The New Pornographers
Whiteout Conditions
Collected Works

The long awaited new album from The New Pornographers will be released Friday, April 7, but if you haven’t heard the three singles that have already been released, here’s my take on them. While the whole album sounds like early Game Theory, the late Scott Miller’s band, these three songs also sound like a souped up/synthed up take on TNP's first two albums, while continuing the sound of their last album, Brill Brusiers. And they’re all terrific.

The first single, High Ticket Attractions, is the most rock. It's fast, with more guitars, and a lyric about Trump, the unease before he got elected. But it could also be about someone throwing you completely off balance for a really long time, and falling into a relationship where you know there’s always more to it than meets the eye, no matter how wonderful it is. Carl sings this one.

Neko sings This Is The World Of The Theater, and shows again how amazing her voice can be. The lyric could be a plea to someone not to go, or about knowing, or not knowing, where you stand with someone. This is more of a pop song, but the guitars at the start add a lot of grit.

Neko duets with Carl on the title track, Whiteout Conditions, which is the most subdued and synthed up musically, with a lyric straightforwardly about depression.

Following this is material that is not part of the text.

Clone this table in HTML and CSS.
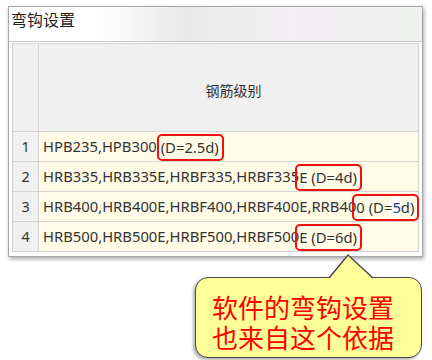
FILE: index.html
```html
<!DOCTYPE html>
<html>
<head>
<meta charset="utf-8">
<link rel="stylesheet" href="styles.css">
</head>
<body>
<div class="window">
  <div class="titlebar">弯钩设置</div>
  <div class="body">
    <div class="grid">
      <div class="num head"></div>
      <div class="cell head center">钢筋级别</div>

      <div class="num">1</div>
      <div class="cell">HPB235,HPB300 <span class="mark">(D=2.5d)</span></div>

      <div class="num">2</div>
      <div class="cell">HRB335,HRB335E,HRBF335,HRBF335<span class="mark">E (D=4d)</span></div>

      <div class="num">3</div>
      <div class="cell">HRB400,HRB400E,HRBF400,HRBF400E,RRB40<span class="mark">0 (D=<span class="sel">5</span>d)</span></div>

      <div class="num">4</div>
      <div class="cell">HRB500,HRB500E,HRBF500,HRBF500<span class="mark">E (D=6d)</span></div>
    </div>
  </div>
</div>

<div class="callout">
  <svg class="pointer" width="60" height="30" viewBox="0 0 60 30">
    <polygon points="8,27 27,3 52,27 52,30 8,30" fill="#ffff99"/>
    <polyline points="8,26 27,3 52,26" fill="none" stroke="#4a4a4a" stroke-width="1.5"/>
  </svg>
  <div class="callout-text">
    <div class="line">软件的弯钩设置</div>
    <div class="line">也来自这个依据</div>
  </div>
</div>
</body>
</html>
```
FILE: styles.css
```css
html, body {
  margin: 0;
  padding: 0;
  background: #ffffff;
}
body {
  width: 432px;
  height: 360px;
  position: relative;
  overflow: hidden;
  padding-top: 7px;
  box-sizing: border-box;
}
.window {
  margin-left: 9px;
  width: 413px;
  height: 249px;
  background: #ffffff;
  box-shadow: 0 0 0 1px #a8a8a8, 1px 2px 4px 1px rgba(0,0,0,0.35);
  box-sizing: border-box;
  display: flex;
  flex-direction: column;
}
.titlebar {
  height: 35px;
  box-sizing: border-box;
  border-bottom: 1px solid #c8c8c8;
  background: linear-gradient(to right, #ffffff 0%, #ffffff 22%, #e9e9e9 42%, #eeeeee 55%, #f3eff3 68%, #eef1ee 100%);
  font-family: "Noto Sans CJK SC", sans-serif;
  font-size: 16px;
  line-height: 20px;
  color: #222;
  padding: 2px 0 0 2px;
}
.body {
  padding: 1px 3px 4px 3px;
  flex: 1;
}
.grid {
  display: grid;
  grid-template-columns: 26px 1fr;
  grid-template-rows: 88px repeat(4, 30px);
  border-left: 1px solid #cfcfcf;
  border-top: 1px solid #d6d6d6;
  width: 407px;
  box-sizing: border-box;
}
.num, .cell {
  border-right: 1px solid #d4d4d4;
  border-bottom: 1px solid #d4d4d4;
  box-sizing: border-box;
  font-family: "Noto Sans", sans-serif;
  font-size: 14.8px;
  line-height: 29px;
  color: #333;
  white-space: nowrap;
}
.num {
  background: #f0f0f0;
  text-align: center;
  padding-top: 1px;
  line-height: 28px;
  font-size: 14.4px;
}
.cell {
  background: #fffbe6;
  padding-left: 4px;
}
.head {
  background: #f0f0f0;
}
.cell.center {
  display: flex;
  align-items: center;
  justify-content: center;
  font-family: "Noto Sans CJK SC", sans-serif;
  font-size: 14px;
  line-height: 20px;
  padding: 4px 0 0 10px;
}
.mark {
  display: inline-block;
  border: 2px solid #ee1111;
  border-radius: 5px;
  padding: 2px 3px 2px 2px;
  margin: 0 -5px 0 -4px;
  line-height: 19px;
  vertical-align: middle;
  position: relative;
  top: -1px;
}
.sel {
  background: #ffffff;
  color: #1a3a8a;
}
.callout {
  position: absolute;
  left: 195px;
  top: 277px;
  width: 227px;
  height: 81px;
  box-sizing: border-box;
  background: #ffff99;
  border: 1.5px solid #4a4a4a;
  border-radius: 13px;
  box-shadow: -2px 2px 3px rgba(0,0,0,0.3);
}
.pointer {
  position: absolute;
  left: 125px;
  top: -26px;
}
.callout-text {
  font-family: "Noto Sans CJK SC", sans-serif;
  font-size: 26px;
  color: #ff0000;
  padding: 14px 0 0 16px;
}
.line {
  height: 30px;
  line-height: 30px;
}
```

The feel is somewhat dreamy.

Dan is not on the album, TNP’s first without him. While there are songs of Dan’s I like, in the end, I always prefer Carl’s.

TNP is on their own label now, Collected Works, and it’s freed them up to make some of their best music yet. I'll post the full album review later in the month, after a fun time listening to it.  (I don’t do well with streams, it’s the learning disability, so that’s why I’m not reviewing the stream on NPR or the CBC.)